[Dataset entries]
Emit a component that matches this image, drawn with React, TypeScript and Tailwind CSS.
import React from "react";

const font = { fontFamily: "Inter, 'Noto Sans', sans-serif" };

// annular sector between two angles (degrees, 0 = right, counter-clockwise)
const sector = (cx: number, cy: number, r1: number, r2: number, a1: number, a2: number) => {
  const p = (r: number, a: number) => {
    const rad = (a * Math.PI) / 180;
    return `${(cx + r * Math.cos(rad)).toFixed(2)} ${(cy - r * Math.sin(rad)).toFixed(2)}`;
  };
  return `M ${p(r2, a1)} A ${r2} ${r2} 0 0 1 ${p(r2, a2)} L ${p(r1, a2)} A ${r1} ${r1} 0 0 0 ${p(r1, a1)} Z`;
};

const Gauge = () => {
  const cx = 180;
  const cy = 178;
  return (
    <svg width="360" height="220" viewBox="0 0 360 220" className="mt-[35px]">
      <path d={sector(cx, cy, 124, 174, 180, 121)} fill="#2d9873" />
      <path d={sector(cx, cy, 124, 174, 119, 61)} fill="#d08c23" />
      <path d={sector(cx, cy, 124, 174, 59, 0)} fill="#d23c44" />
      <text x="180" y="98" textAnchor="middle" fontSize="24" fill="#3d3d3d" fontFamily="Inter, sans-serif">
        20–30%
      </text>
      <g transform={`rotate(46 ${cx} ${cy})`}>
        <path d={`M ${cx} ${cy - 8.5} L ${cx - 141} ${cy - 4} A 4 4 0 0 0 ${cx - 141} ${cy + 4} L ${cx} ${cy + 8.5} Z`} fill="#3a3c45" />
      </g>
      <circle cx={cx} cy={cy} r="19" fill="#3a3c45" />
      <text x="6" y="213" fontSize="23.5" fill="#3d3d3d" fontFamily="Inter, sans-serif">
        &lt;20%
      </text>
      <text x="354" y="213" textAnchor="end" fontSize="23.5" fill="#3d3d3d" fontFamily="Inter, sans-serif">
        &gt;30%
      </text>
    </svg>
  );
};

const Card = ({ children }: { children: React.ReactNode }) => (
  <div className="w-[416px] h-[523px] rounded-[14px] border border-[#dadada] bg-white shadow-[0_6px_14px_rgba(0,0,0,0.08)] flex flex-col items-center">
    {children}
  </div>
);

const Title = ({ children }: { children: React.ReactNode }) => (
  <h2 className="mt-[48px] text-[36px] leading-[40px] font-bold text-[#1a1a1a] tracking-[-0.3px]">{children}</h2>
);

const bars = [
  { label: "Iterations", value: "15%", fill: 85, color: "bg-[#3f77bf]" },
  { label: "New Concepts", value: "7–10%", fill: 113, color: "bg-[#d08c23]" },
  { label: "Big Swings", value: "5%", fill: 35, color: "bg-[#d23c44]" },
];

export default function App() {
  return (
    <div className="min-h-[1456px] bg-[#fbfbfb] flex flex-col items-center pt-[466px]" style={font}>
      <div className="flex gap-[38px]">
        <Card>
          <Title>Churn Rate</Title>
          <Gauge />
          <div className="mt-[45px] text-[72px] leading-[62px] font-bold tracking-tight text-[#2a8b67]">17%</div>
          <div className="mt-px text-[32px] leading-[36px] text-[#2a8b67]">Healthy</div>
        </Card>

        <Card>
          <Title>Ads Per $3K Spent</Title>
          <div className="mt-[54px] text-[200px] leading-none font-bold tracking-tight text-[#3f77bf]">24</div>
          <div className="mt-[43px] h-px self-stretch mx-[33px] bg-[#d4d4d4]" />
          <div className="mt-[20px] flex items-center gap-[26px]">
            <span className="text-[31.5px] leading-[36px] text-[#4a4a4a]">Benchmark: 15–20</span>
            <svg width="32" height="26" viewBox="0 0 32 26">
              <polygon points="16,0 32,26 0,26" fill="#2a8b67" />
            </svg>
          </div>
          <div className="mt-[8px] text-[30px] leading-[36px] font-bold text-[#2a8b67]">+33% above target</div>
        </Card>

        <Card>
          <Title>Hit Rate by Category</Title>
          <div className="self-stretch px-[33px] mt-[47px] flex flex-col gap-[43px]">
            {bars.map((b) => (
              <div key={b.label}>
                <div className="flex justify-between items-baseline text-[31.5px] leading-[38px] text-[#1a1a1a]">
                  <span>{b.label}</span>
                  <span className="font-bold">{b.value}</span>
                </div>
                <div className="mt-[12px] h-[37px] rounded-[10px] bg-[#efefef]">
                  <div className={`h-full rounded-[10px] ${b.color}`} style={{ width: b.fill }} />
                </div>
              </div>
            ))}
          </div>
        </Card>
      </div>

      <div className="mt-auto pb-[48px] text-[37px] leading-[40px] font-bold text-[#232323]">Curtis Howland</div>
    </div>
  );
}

...

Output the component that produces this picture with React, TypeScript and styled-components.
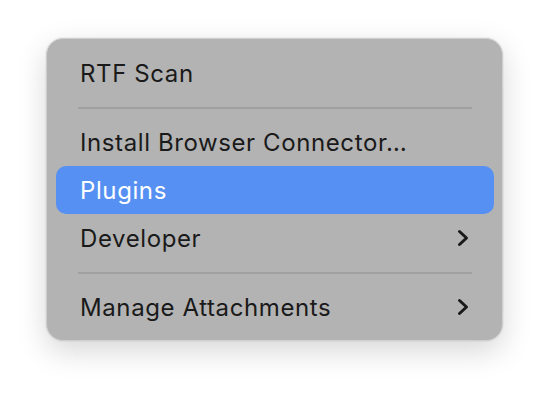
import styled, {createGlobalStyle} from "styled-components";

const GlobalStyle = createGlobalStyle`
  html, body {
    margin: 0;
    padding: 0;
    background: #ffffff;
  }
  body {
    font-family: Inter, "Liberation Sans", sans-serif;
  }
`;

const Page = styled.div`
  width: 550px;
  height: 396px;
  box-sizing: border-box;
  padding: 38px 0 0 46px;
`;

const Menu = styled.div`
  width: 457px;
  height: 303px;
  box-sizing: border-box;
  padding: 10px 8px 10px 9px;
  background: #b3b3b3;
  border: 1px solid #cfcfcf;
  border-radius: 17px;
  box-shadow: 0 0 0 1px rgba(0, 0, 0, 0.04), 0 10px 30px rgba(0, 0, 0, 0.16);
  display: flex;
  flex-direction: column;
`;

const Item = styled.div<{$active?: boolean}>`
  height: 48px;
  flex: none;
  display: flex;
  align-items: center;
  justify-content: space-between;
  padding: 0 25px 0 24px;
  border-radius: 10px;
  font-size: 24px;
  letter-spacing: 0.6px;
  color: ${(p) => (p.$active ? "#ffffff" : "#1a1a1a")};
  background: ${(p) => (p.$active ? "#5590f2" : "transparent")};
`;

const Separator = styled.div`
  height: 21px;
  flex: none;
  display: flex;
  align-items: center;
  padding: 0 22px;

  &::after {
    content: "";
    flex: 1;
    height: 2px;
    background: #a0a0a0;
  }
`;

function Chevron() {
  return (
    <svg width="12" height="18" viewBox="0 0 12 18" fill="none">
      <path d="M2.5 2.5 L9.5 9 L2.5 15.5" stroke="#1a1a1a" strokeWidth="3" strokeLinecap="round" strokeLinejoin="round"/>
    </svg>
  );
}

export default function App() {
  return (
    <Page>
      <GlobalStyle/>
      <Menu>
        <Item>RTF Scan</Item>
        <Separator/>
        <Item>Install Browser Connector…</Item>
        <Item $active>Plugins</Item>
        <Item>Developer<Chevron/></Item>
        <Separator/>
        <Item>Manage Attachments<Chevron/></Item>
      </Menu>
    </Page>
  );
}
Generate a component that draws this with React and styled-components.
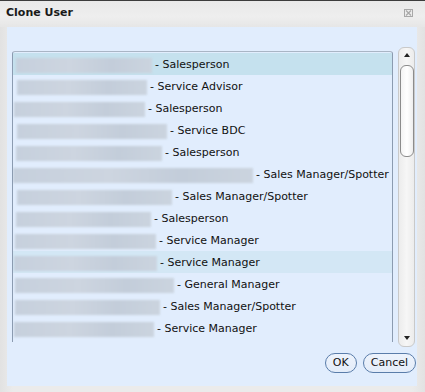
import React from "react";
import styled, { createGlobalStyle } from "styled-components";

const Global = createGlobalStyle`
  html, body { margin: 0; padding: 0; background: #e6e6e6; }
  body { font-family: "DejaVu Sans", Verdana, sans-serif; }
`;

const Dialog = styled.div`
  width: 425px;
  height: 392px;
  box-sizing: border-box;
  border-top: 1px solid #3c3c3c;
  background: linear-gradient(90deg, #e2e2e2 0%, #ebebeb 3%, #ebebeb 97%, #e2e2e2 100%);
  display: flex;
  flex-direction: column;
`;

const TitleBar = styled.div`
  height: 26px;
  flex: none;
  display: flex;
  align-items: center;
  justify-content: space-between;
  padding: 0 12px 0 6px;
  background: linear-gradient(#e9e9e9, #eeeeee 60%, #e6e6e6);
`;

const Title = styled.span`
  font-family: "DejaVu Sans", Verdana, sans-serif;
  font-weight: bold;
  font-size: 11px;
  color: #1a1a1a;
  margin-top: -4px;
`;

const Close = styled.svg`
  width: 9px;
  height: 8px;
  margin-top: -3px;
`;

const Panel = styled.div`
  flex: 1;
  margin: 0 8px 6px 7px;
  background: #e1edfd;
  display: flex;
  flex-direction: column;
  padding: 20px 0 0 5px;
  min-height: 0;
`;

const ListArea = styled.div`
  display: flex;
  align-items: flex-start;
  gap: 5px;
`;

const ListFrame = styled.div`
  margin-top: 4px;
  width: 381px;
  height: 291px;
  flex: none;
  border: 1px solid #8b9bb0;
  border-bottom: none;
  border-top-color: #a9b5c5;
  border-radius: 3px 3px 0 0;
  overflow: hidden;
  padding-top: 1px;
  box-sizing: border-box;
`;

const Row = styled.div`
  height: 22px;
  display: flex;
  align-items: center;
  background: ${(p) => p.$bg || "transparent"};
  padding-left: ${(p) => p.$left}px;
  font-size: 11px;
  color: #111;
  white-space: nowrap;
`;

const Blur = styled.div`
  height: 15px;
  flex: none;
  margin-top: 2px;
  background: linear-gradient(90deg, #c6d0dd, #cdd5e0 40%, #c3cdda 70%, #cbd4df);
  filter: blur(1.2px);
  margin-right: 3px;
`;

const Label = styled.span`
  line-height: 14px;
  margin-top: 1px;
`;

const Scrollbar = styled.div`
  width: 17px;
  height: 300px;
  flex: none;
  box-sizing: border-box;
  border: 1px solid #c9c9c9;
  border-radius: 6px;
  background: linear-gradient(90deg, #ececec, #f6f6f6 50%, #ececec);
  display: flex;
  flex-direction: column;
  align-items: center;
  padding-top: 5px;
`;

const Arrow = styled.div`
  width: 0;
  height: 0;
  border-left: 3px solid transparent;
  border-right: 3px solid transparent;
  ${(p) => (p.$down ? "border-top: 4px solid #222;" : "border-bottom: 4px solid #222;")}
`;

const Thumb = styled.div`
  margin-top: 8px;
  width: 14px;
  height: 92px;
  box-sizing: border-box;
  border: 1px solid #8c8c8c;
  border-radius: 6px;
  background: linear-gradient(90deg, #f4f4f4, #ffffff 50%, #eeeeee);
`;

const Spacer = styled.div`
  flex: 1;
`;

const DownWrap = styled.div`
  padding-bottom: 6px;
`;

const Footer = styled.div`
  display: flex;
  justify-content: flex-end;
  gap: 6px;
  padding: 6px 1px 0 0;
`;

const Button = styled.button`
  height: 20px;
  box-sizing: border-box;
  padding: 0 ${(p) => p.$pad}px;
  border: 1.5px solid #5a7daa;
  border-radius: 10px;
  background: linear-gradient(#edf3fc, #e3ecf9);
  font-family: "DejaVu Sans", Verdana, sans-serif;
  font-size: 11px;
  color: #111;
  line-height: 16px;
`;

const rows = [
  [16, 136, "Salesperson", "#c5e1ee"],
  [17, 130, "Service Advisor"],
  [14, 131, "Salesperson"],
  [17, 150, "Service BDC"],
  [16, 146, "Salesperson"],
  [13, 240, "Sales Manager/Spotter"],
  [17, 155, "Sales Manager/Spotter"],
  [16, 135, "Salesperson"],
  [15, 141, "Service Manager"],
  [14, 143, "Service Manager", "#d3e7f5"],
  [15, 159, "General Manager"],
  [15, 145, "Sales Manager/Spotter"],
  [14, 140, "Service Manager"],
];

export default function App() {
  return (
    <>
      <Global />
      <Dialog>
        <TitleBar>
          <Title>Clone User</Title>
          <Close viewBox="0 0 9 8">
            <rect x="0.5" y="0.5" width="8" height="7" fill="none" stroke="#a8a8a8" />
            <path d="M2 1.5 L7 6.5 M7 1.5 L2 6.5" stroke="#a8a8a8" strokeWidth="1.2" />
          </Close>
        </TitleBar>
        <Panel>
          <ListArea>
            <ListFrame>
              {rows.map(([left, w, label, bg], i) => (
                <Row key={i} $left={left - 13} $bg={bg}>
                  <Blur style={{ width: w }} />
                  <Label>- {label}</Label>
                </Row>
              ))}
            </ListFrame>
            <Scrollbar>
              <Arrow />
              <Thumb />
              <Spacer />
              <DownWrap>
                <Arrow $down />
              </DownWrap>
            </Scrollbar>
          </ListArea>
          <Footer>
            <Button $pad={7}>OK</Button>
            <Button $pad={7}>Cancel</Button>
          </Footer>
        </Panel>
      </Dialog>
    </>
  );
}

* Work required
Indicate how many lines of the material contain the string "that", giving the number and nothing more.

* The completed task
3